- Release poster
- Directed by: Ghanta Satish Babu
- Produced by: Ravi Prakash Bodapati Prasad Tiruvalluri Pradeep Nallimelli
- Starring: Anupama Parameswaran
- Cinematography: Sameer Reddy
- Edited by: Madhu
- Music by: Arviz Gideon Katta
- Release date: 29 December 2022;
- Country: India
- Language: Telugu

= Butterfly (2022 film) =

Indian Telugu-language mystery thriller film

Butterfly is a 2022 Indian Telugu-language mystery thriller film directed by Ghanta Satish Babu and starring Anupama Parameswaran.
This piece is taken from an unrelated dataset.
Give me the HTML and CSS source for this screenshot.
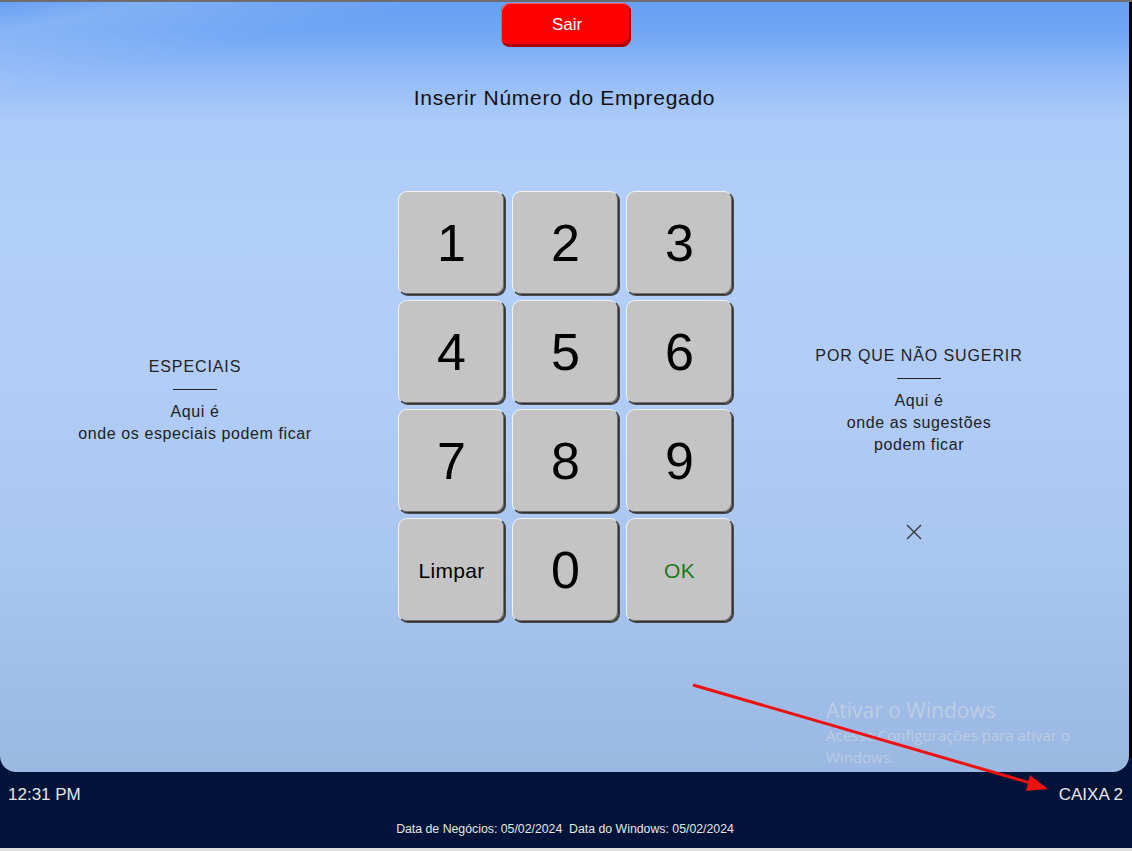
FILE: index.html
```html
<!DOCTYPE html>
<html lang="pt">
<head>
<meta charset="utf-8">
<title>Inserir Número do Empregado</title>
<link rel="stylesheet" href="styles.css">
</head>
<body>
<div class="screen">
  <div class="top-strip"></div>
  <main class="panel">
    <button class="exit-btn">Sair</button>
    <h1 class="title">Inserir Número do Empregado</h1>
    <div class="content">
      <section class="side side-left">
        <h2 class="side-title">ESPECIAIS</h2>
        <div class="rule"></div>
        <p class="side-text">Aqui é<br>onde os especiais podem ficar</p>
      </section>
      <div class="keypad">
        <button class="key">1</button>
        <button class="key">2</button>
        <button class="key">3</button>
        <button class="key">4</button>
        <button class="key">5</button>
        <button class="key">6</button>
        <button class="key">7</button>
        <button class="key">8</button>
        <button class="key">9</button>
        <button class="key key-text">Limpar</button>
        <button class="key">0</button>
        <button class="key key-text key-ok">OK</button>
      </div>
      <section class="side side-right">
        <h2 class="side-title">POR QUE NÃO SUGERIR</h2>
        <div class="rule"></div>
        <p class="side-text">Aqui é<br>onde as sugestões<br>podem ficar</p>
        <svg class="close-x" width="16" height="16" viewBox="0 0 16 16"><path d="M1 1 L15 15 M15 1 L1 15" stroke="#333" stroke-width="1.3" fill="none"/></svg>
      </section>
    </div>
  </main>
  <footer class="footer">
    <div class="footer-row">
      <span class="clock">12:31 PM</span>
      <span class="station">CAIXA 2</span>
    </div>
    <div class="dates">Data de Negócios: 05/02/2024&nbsp;&nbsp;Data do Windows: 05/02/2024</div>
  </footer>
  <div class="bottom-strip"></div>

  <div class="watermark">
    <div class="wm-title">Ativar o Windows</div>
    <div class="wm-text">Acesse Configurações para ativar o<br>Windows.</div>
  </div>
  <svg class="annotation" width="1132" height="851" viewBox="0 0 1132 851">
    <line x1="693" y1="685" x2="1034" y2="784" stroke="#ee1111" stroke-width="3"/>
    <polygon points="1048,789 1030,775 1026,791" fill="#ee1111"/>
  </svg>
</div>
</body>
</html>
```

FILE: styles.css
```css
* { box-sizing: border-box; }
html, body { margin: 0; padding: 0; }
body {
  font-family: "Liberation Sans", Arial, sans-serif;
  background: #dcdcdc;
}
.screen {
  position: relative;
  width: 1132px;
  height: 851px;
  display: flex;
  flex-direction: column;
  background: #011339;
  overflow: hidden;
}
.top-strip {
  height: 2px;
  background: #6d6d6d;
  flex: none;
}
.panel {
  flex: none;
  height: 770px;
  margin-right: 3px;
  border-radius: 0 0 16px 16px;
  background:
    linear-gradient(168deg, rgba(255,255,255,0) 0px, rgba(255,255,255,0.16) 30px, rgba(255,255,255,0) 90px, rgba(255,255,255,0) 100%),
    linear-gradient(to bottom, #68a0f2 0px, #70a6f5 30px, #94bcf8 75px, #adcbf9 120px, #b2cff9 220px, #b1cdf7 380px, #a9c6f0 560px, #9fbce6 700px, #9bb8e1 770px);
  display: flex;
  flex-direction: column;
  align-items: center;
  position: relative;
}
.panel::after {
  content: "";
  position: absolute;
  right: -3px;
  top: 0;
  width: 3px;
  height: 756px;
  background: #000;
}
.exit-btn {
  margin-top: 1px;
  margin-left: 3px;
  width: 130px;
  height: 44px;
  border: none;
  border-radius: 9px;
  background: #ff0000;
  color: #fff;
  font-family: "Liberation Sans", Arial, sans-serif;
  font-size: 17px;
  box-shadow: inset -2px -3px 0 #a80000, inset 1px 1px 0 #ff5a5a;
  padding: 0 0 0 2px;
}
.title {
  margin: 39px 0 0;
  font-size: 21px;
  font-weight: normal;
  line-height: 24px;
  letter-spacing: 0.7px;
  color: #111;
}
.content {
  margin-top: 81px;
  width: 100%;
  display: flex;
  align-items: flex-start;
}
.side {
  display: flex;
  flex-direction: column;
  align-items: center;
  text-align: center;
  color: #222;
}
.side-left {
  width: 398px;
  padding-right: 8px;
  padding-top: 166px;
}
.side-right {
  width: 370px;
  margin-left: 1px;
  padding-top: 155px;
}
.side-title {
  margin: 0;
  font-size: 16px;
  font-weight: normal;
  line-height: 20px;
  letter-spacing: 0.9px;
}
.rule {
  width: 44px;
  height: 1px;
  background: #222;
  margin: 12px 0 11px;
}
.side-text {
  margin: 0;
  font-size: 16px;
  line-height: 22px;
  letter-spacing: 0.6px;
}
.close-x {
  margin-top: 68px;
  margin-right: 10px;
}
.keypad {
  display: grid;
  grid-template-columns: repeat(3, 107px);
  grid-auto-rows: 104px;
  column-gap: 7px;
  row-gap: 5px;
}
.key {
  border: 1px solid;
  border-color: #f2f2f2 #333 #333 #f2f2f2;
  border-radius: 9px;
  background: #c4c4c4;
  box-shadow: 1px 1px 0 #4a4a4a, inset -1px -1px 0 #707070;
  font-family: "Liberation Sans", Arial, sans-serif;
  font-size: 52px;
  color: #000;
  padding: 0;
  line-height: 1;
}
.key-text {
  font-size: 21px;
  letter-spacing: 0.3px;
}
.key-ok {
  color: #1c7a1c;
}
.footer {
  flex: none;
  height: 76px;
  display: flex;
  flex-direction: column;
  color: #e6e6e6;
  font-family: "Liberation Sans", Arial, sans-serif;
}
.footer-row {
  display: flex;
  justify-content: space-between;
  align-items: center;
  height: 46px;
  padding: 0 9px 0 8px;
  font-size: 17px;
}
.dates {
  text-align: center;
  font-size: 12.3px;
  line-height: 22px;
  padding-right: 2px;
}
.bottom-strip {
  flex: 1;
  background: #dedede;
}
.watermark {
  position: absolute;
  left: 826px;
  top: 697px;
  color: rgba(215, 220, 230, 0.55);
  font-family: "Open Sans", "Noto Sans", sans-serif;
}
.wm-title {
  font-size: 21px;
  line-height: 27px;
}
.wm-text {
  font-size: 15px;
  line-height: 22px;
}
.annotation {
  position: absolute;
  left: 0;
  top: 0;
  pointer-events: none;
}
```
The film was released directly on Disney+ Hotstar.

== Cast ==
- Anupama Parameswaran as Geeta
- Nihal Kodhaty as Viswa
- Bhumika Chawla as Vyjayanthi
- Rao Ramesh
- Praveen
- Meghana Thota as Baby

== Reception ==
A critic from The Times of India wrote that "This attempted thriller is an assault on one’s senses. However, Anupama’s performance and decent production values are the takeaways from this otherwise passable film". A critic from The New Indian Express wrote that "Anupama Parameswaran is perhaps the only lifeline of the film, playing an exhausted, helpless woman thrown into an arduous situation".